Uit Wikipedia, de vrije encyclopedie
Ad Duodecimum aan de bovenzijde van de Peutingerkaart, rechts van Grinnibus

Ad Duodecimum (vertaald: bij de twaalfde) was een Romeinse nederzetting in de provincie Neder-Germanië (Germania Inferior) aan de heerweg van Noviomagus (Nijmegen) naar Lugdunum Batavorum (Katwijk-Brittenburg). Ad Duodecimum wordt vermeld in de Historiae van de Romeinse geschiedschrijver Tacitus, en staat ook vermeld op de Peutingerkaart tussen Grinnes (Rossum?) en Noviomagus.

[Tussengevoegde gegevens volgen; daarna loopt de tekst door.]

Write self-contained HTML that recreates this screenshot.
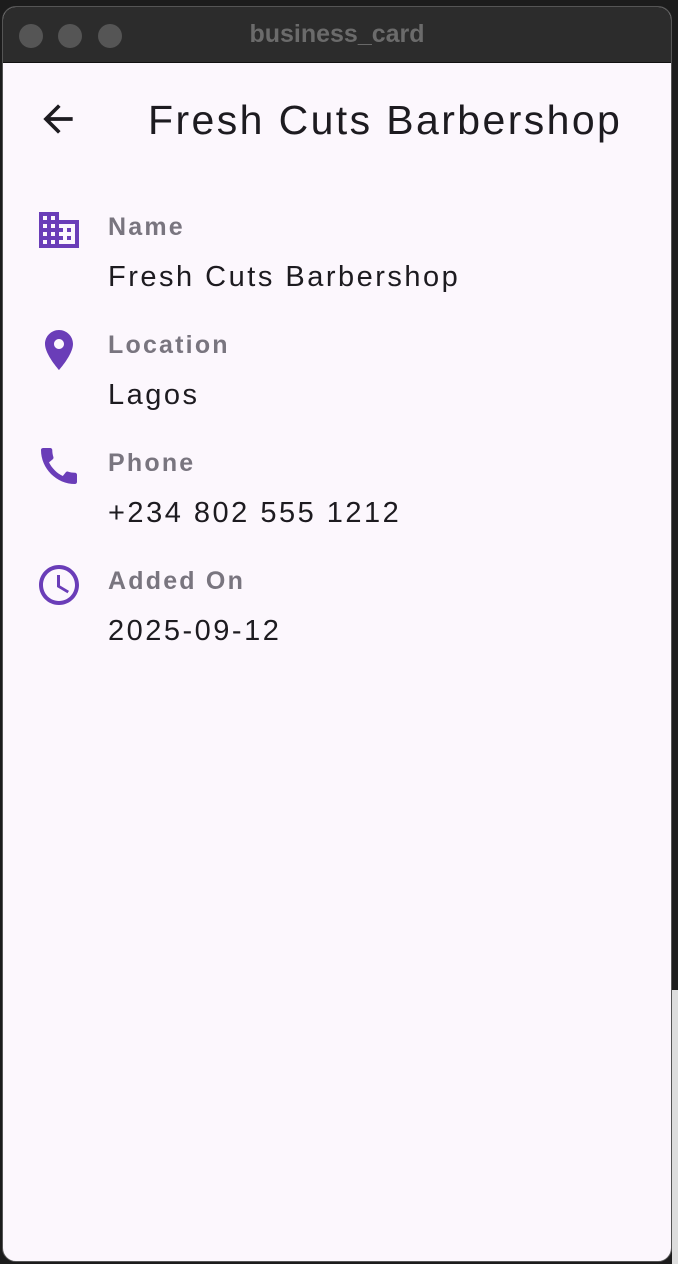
<!DOCTYPE html>
<html><head><style>
*{margin:0;padding:0;box-sizing:border-box}
body{width:678px;height:1264px;overflow:hidden;background:#1c1c1c;position:relative;font-family:"Liberation Sans",sans-serif}
.rs{position:absolute;left:672px;top:990px;width:6px;height:274px;background:#ddd}
.win{position:absolute;left:2px;top:6px;width:670px;height:1256px;border-radius:14px;overflow:hidden;background:#fcf7fd;border:1px solid #555}
.tb{height:56px;background:#2c2c2c;position:relative;border-bottom:1px solid #111}
.dot{position:absolute;top:17px;width:24px;height:24px;border-radius:50%;background:#555}
.tt{position:absolute;left:0;right:0;top:13px;text-align:center;color:#6b6b6b;font-weight:bold;font-size:25px}
.title{position:absolute;left:145px;top:90px;font-size:41px;letter-spacing:2.4px;color:#1d1b20}
.row{position:absolute;left:0;width:100%}
.row svg{position:absolute;left:32px}
.lab{position:absolute;left:105px;font-size:25px;font-weight:bold;color:#79757f;letter-spacing:2.2px}
.val{position:absolute;left:105px;font-size:29px;color:#1d1b20;letter-spacing:2.5px}
</style></head><body>
<div class="rs"></div>
<div class="win">
<div class="tb"><div class="dot" style="left:16px"></div><div class="dot" style="left:55px"></div><div class="dot" style="left:95px"></div><div class="tt">business_card</div></div>
<svg style="position:absolute;left:33px;top:90px" width="44" height="44" viewBox="0 0 24 24"><path d="M20 11H7.83l5.59-5.59L12 4l-8 8 8 8 1.41-1.41L7.83 13H20v-2z" fill="#1d1b20"/></svg>
<div class="title">Fresh Cuts Barbershop</div>
<div class="row" style="top:200px">
<svg style="top:-1px" width="48" height="48" viewBox="0 0 24 24"><path fill="#6a3db8" d="M12 7V3H2v18h20V7H10zM6 19H4v-2h2v2zm0-4H4v-2h2v2zm0-4H4V9h2v2zm0-4H4V5h2v2zm4 12H8v-2h2v2zm0-4H8v-2h2v2zm0-4H8V9h2v2zm0-4H8V5h2v2zm10 12h-8v-2h2v-2h-2v-2h2v-2h-2V9h8v10zm-2-8h-2v2h2v-2zm0 4h-2v2h2v-2z"/></svg>
<div class="lab" style="top:6px">Name</div><div class="val" style="top:54px">Fresh Cuts Barbershop</div></div>
<div class="row" style="top:318px">
<svg style="top:1px" width="48" height="48" viewBox="0 0 24 24"><path fill="#6a3db8" d="M12 2C8.13 2 5 5.13 5 9c0 5.25 7 13 7 13s7-7.75 7-13c0-3.87-3.130-7-7-7zm0 9.5c-1.38 0-2.5-1.12-2.5-2.5s1.12-2.5 2.5-2.5 2.5 1.12 2.5 2.5-1.120 2.5-2.5 2.5z"/></svg>
<div class="lab" style="top:6px">Location</div><div class="val" style="top:54px">Lagos</div></div>
<div class="row" style="top:436px">
<svg style="top:-1px" width="48" height="48" viewBox="0 0 24 24"><path fill="#6a3db8" d="M20.01 15.38c-1.23 0-2.42-.2-3.53-.56-.35-.12-.74-.03-1.01.24l-1.57 1.97c-2.83-1.35-5.48-3.9-6.89-6.830l1.95-1.66c.27-.28.35-.67.24-1.02-.37-1.11-.56-2.3-.56-3.53 0-.54-.45-.99-.99-.99H4.19C3.65 3 3 3.24 3 3.99 3 13.28 10.73 21 20.01 21c.71 0 .99-.63.99-1.18v-3.45c0-.54-.45-.99-.99-.99z"/></svg>
<div class="lab" style="top:6px">Phone</div><div class="val" style="top:54px">+234 802 555 1212</div></div>
<div class="row" style="top:554px">
<svg style="top:0px" width="48" height="48" viewBox="0 0 24 24"><path fill="#6a3db8" d="M11.99 2C6.470 2 2 6.48 2 12s4.47 10 9.99 10C17.52 22 22 17.52 22 12S17.52 2 11.99 2zM12 20c-4.42 0-8-3.58-8-8s3.58-8 8-8 8 3.58 8 8-3.58 8-8 8zm.5-13H11v6l5.25 3.15.75-1.23-4.5-2.67z"/></svg>
<div class="lab" style="top:6px">Added On</div><div class="val" style="top:54px">2025-09-12</div></div>
</div>
</body></html>
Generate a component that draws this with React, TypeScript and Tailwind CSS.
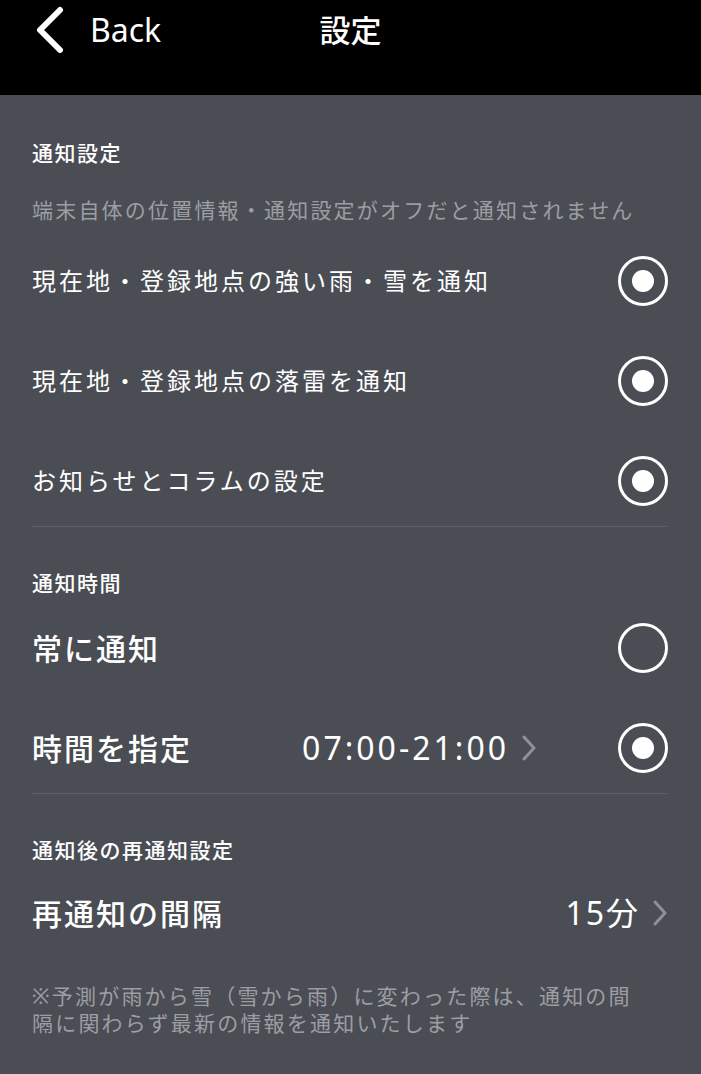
import React from 'react';

const font = { fontFamily: '"Noto Sans", "Noto Sans CJK JP", sans-serif' };

function Radio({ checked }: { checked: boolean }) {
    return (
        <div className="w-[50px] h-[50px] shrink-0 rounded-full border-[3px] border-white flex items-center justify-center">
            {checked && <div className="w-[22px] h-[22px] rounded-full bg-white"></div>}
        </div>
    );
}

function Chevron() {
    return (
        <svg width="16" height="26" viewBox="0 0 16 26" className="shrink-0">
            <polyline points="3,2 13,13 3,24" fill="none" stroke="#8e9095" strokeWidth="3" strokeLinecap="round" strokeLinejoin="round" />
        </svg>
    );
}

function SectionTitle({ children, className = '' }: { children: React.ReactNode; className?: string }) {
    return (
        <div className={`h-[30px] leading-[30px] text-[21px] tracking-[1.5px] font-medium text-white ${className}`}>
            {children}
        </div>
    );
}

function Row({ label, checked }: { label: string; checked: boolean }) {
    return (
        <div className="h-[100px] flex items-center justify-between">
            <span className="text-[24px] tracking-[3px] text-white">{label}</span>
            <Radio checked={checked} />
        </div>
    );
}

export default function App() {
    return (
        <div className="min-h-screen bg-[#4a4d54]" style={font}>
            {/* Header */}
            <div className="h-[95px] bg-black relative">
                <div className="h-[60px] flex items-center pl-[35px]">
                    <svg width="30" height="48" viewBox="0 0 30 48">
                        <polyline points="25,4 5,24 25,44" fill="none" stroke="white" strokeWidth="6" strokeLinecap="round" strokeLinejoin="round" />
                    </svg>
                    <span className="ml-[25px] text-[32px] text-white leading-none">Back</span>
                </div>
                <div className="absolute top-0 left-0 right-0 h-[60px] flex items-center justify-center">
                    <span className="text-[31px] font-medium text-white leading-none">設定</span>
                </div>
            </div>

            <div className="pl-[32px] pr-[33px]">
                {/* 通知設定 */}
                <SectionTitle className="mt-[43px]">通知設定</SectionTitle>
                <div className="mt-[27px] h-[30px] leading-[30px] text-[21px] tracking-[2.2px] text-[#9c9ea3]">
                    端末自体の位置情報・通知設定がオフだと通知されません
                </div>
                <div className="mt-[6px]">
                    <Row label="現在地・登録地点の強い雨・雪を通知" checked />
                    <Row label="現在地・登録地点の落雷を通知" checked />
                    <Row label="お知らせとコラムの設定" checked />
                </div>
                <div className="-mt-[5px] h-px bg-[#5c5f65]"></div>

                {/* 通知時間 */}
                <SectionTitle className="mt-[41px]">通知時間</SectionTitle>
                <div className="h-[100px] flex items-center">
                    <span className="text-[30px] tracking-[2px] font-medium text-white">常に通知</span>
                    <div className="ml-auto">
                        <Radio checked={false} />
                    </div>
                </div>
                <div className="h-[100px] flex items-center">
                    <span className="text-[30px] tracking-[2px] font-medium text-white">時間を指定</span>
                    <div className="ml-auto flex items-center mr-[81px]">
                        <span className="text-[32px] tracking-[3px] text-white">07:00-21:00</span>
                        <div className="ml-[12px]">
                            <Chevron />
                        </div>
                    </div>
                    <Radio checked />
                </div>
                <div className="-mt-[5px] h-px bg-[#5c5f65]"></div>

                {/* 通知後の再通知設定 */}
                <SectionTitle className="mt-[41px]">通知後の再通知設定</SectionTitle>
                <div className="h-[96px] flex items-center">
                    <span className="text-[30px] tracking-[2px] font-medium text-white">再通知の間隔</span>
                    <div className="ml-auto flex items-center">
                        <span className="text-[32px] tracking-[2px] text-white">15分</span>
                        <div className="ml-[12px]">
                            <Chevron />
                        </div>
                    </div>
                </div>
                <p className="mt-[22px] pr-[22px] text-[21px] leading-[27px] tracking-[2.2px] text-[#9c9ea3]">
                    ※予測が雨から雪（雪から雨）に変わった際は、通知の間隔に関わらず最新の情報を通知いたします
                </p>
            </div>
        </div>
    );
}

De Peutingerkaart geeft naar alle waarschijnlijkheid de situatie weer in de vroege 3e eeuw na Chr., toen er een heerweg liep vanaf Nijmegen, hoofdstad van de civitas Batavorum (het stamgebied der Bataven) naar Forum Hadriani, de hoofdstad van de Cananefaatse civitas, en vandaar naar de meest westelijke nederzetting aan de Rijn, Lugdunum Batavorum. Deze heerweg volgde grotendeels de loop van Waal en Maas, die op de Peutingerkaart als één rivier worden weergegeven met de naam Patabus (een verschrijving van Batavus). Ad Duodecimum was een van de pleisterplaatsen langs deze weg, op een afstand van 18 Gallische mijl (ca. 40 km) van Noviomagus en 6 (ca. 13 km) vanaf Grinnes. Mogelijk was Ad Duodecimum een baanpost (statio): een officiële Romeinse halteplaats waar koeriers of reizigers konden eten, baden, overnachten en van paard kon worden gewisseld.

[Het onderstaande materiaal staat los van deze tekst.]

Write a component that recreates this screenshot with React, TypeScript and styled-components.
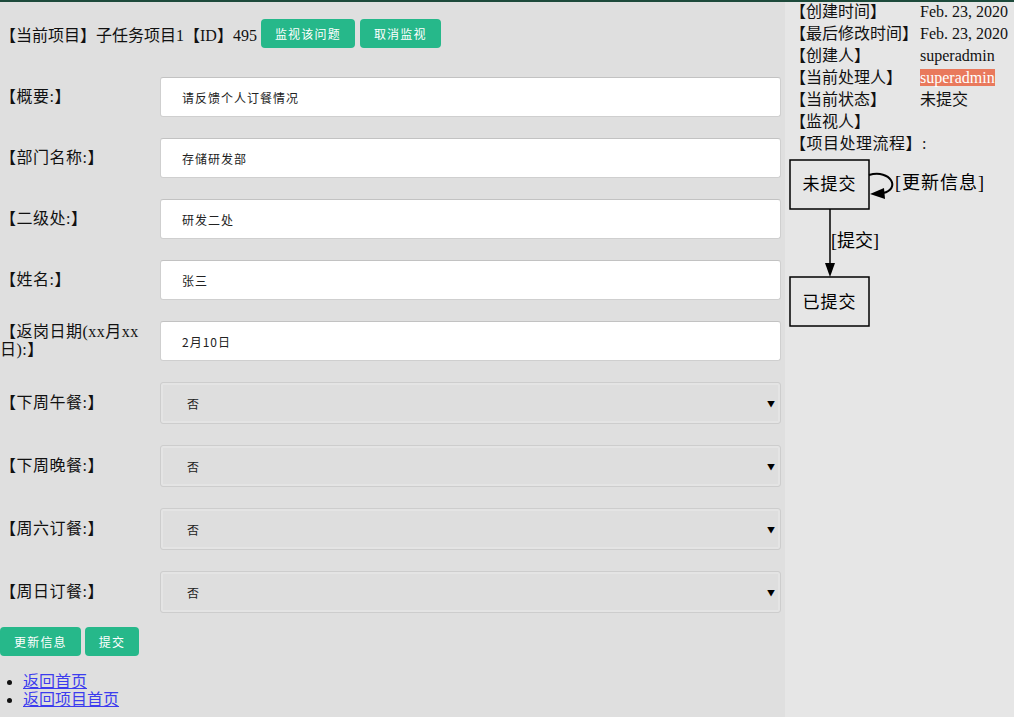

Locatie van Ad Duodecimum[bewerken | brontekst bewerken]

Naast de vermelding op de Peutingerkaart zijn er nooit concrete archeologische of historische aanwijzingen gevonden voor de locatie van Ad Duodecimum. De omschrijving "bij de twaalfde" betekent bij de twaalfde, mogelijk de twaalfde mijlpaal. De afstand dient dan gezien te worden vanuit Nijmegen. Dit komt echter niet overeen met de afstand die vermeld wordt op de Peutingerkaart.

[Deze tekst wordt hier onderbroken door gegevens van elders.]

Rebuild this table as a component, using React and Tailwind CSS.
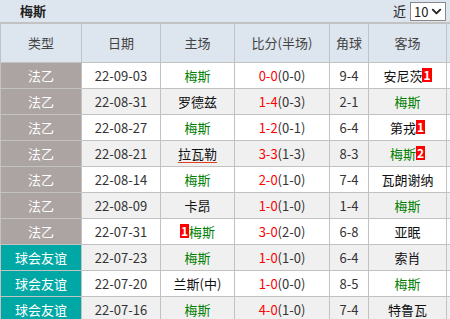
import { FiChevronDown } from "react-icons/fi";

const rows = [
  { type: "法乙", date: "22-09-03", home: "梅斯", hg: true, score: "0-0", half: "(0-0)", corner: "9-4", away: "安尼茨", badgeAway: "1" },
  { type: "法乙", date: "22-08-31", home: "罗德兹", score: "1-4", half: "(0-3)", corner: "2-1", away: "梅斯", ag: true },
  { type: "法乙", date: "22-08-27", home: "梅斯", hg: true, score: "1-2", half: "(0-1)", corner: "6-4", away: "第戎", badgeAway: "1" },
  { type: "法乙", date: "22-08-21", home: "拉瓦勒", underline: true, score: "3-3", half: "(1-3)", corner: "8-3", away: "梅斯", ag: true, badgeAway: "2" },
  { type: "法乙", date: "22-08-14", home: "梅斯", hg: true, score: "2-0", half: "(1-0)", corner: "7-4", away: "瓦朗谢纳" },
  { type: "法乙", date: "22-08-09", home: "卡昂", score: "1-0", half: "(1-0)", corner: "1-4", away: "梅斯", ag: true },
  { type: "法乙", date: "22-07-31", home: "梅斯", hg: true, badgeHome: "1", score: "3-0", half: "(2-0)", corner: "6-8", away: "亚眠" },
  { type: "球会友谊", date: "22-07-23", home: "梅斯", hg: true, score: "1-0", half: "(1-0)", corner: "6-4", away: "索肖" },
  { type: "球会友谊", date: "22-07-20", home: "兰斯(中)", score: "1-0", half: "(0-0)", corner: "8-5", away: "梅斯", ag: true },
  { type: "球会友谊", date: "22-07-16", home: "梅斯", hg: true, score: "4-0", half: "(1-0)", corner: "7-4", away: "特鲁瓦" },
];

const Badge = ({ n }) => (
  <span className="inline-block bg-[#ff0000] text-white font-bold text-[12px] leading-[14px] px-[1px] align-[1px]">{n}</span>
);

const App = () => {
  return (
    <div className="w-[450px] h-[319px] overflow-hidden bg-white font-['Noto_Sans_CJK_SC',sans-serif] text-[13px] text-[#333]">
      <div className="h-[23px] bg-[#dde5ee] border-b border-[#c2c2c2] flex items-center justify-between pl-[20px] pr-[4px]">
        <span className="font-bold text-[13px] text-[#222]">梅斯</span>
        <div className="flex items-center gap-[4px]">
          <span className="text-[13px] text-[#222]">近</span>
          <div className="w-[36px] h-[19px] bg-white border border-[#888] flex items-center justify-between pl-[3px] pr-[1px] text-[#222]">
            <span className="text-[13px] leading-none">10</span>
            <FiChevronDown className="w-[15px] h-[15px]" strokeWidth={3} />
          </div>
        </div>
      </div>
      <table className="border-collapse table-fixed w-[520px] text-center">
        <colgroup>
          <col className="w-[81px]" />
          <col className="w-[79px]" />
          <col className="w-[74px]" />
          <col className="w-[95px]" />
          <col className="w-[39px]" />
          <col className="w-[78px]" />
          <col className="w-[74px]" />
        </colgroup>
        <thead>
          <tr className="h-[39px] bg-[#dde5ee] text-[#444]">
            {["类型", "日期", "主场", "比分(半场)", "角球", "客场", ""].map((h, i) => (
              <th key={i} className="font-normal border border-[#c2c2c2] p-0">{h}</th>
            ))}
          </tr>
        </thead>
        <tbody>
          {rows.map((r, i) => (
            <tr key={i} className={`h-[26px] ${i % 2 === 0 ? "bg-white" : "bg-[#f0f0f0]"}`}>
              <td className={`border border-[#c2c2c2] p-0 text-white ${r.type === "法乙" ? "bg-[#aca4a2]" : "bg-[#00a8a5]"}`}>{r.type}</td>
              <td className="border border-[#c2c2c2] p-0">{r.date}</td>
              <td className={`border border-[#c2c2c2] p-0 ${r.hg ? "text-[#008000]" : "text-[#111]"}`}>
                {r.badgeHome && <Badge n={r.badgeHome} />}
                <span className={r.underline ? "underline decoration-[#e04020] underline-offset-[3px]" : ""}>{r.home}</span>
              </td>
              <td className="border border-[#c2c2c2] p-0">
                <span className="text-[#ff0000]">{r.score}</span>{r.half}
              </td>
              <td className="border border-[#c2c2c2] p-0">{r.corner}</td>
              <td className={`border border-[#c2c2c2] p-0 ${r.ag ? "text-[#008000]" : "text-[#111]"}`}>
                {r.away}
                {r.badgeAway && <Badge n={r.badgeAway} />}
              </td>
              <td className="border border-[#c2c2c2] p-0"></td>
            </tr>
          ))}
        </tbody>
      </table>
    </div>
  );
};

export default App;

De 18e-eeuwse Franse cartograaf Jean Baptiste Bourguignon d'Anville plaatste Ad Duodecimum in Dodewaard,[1] op grond van de overeenkomst in naam en de afstand tot Nijmegen. Als alternatieve locaties zijn Wamel en Maasbommel-Berghuizen geopperd.[2][3] In 2017 werd het gekoppeld aan een opgegraven nederzetting tussen Alphen en Dreumel.[4]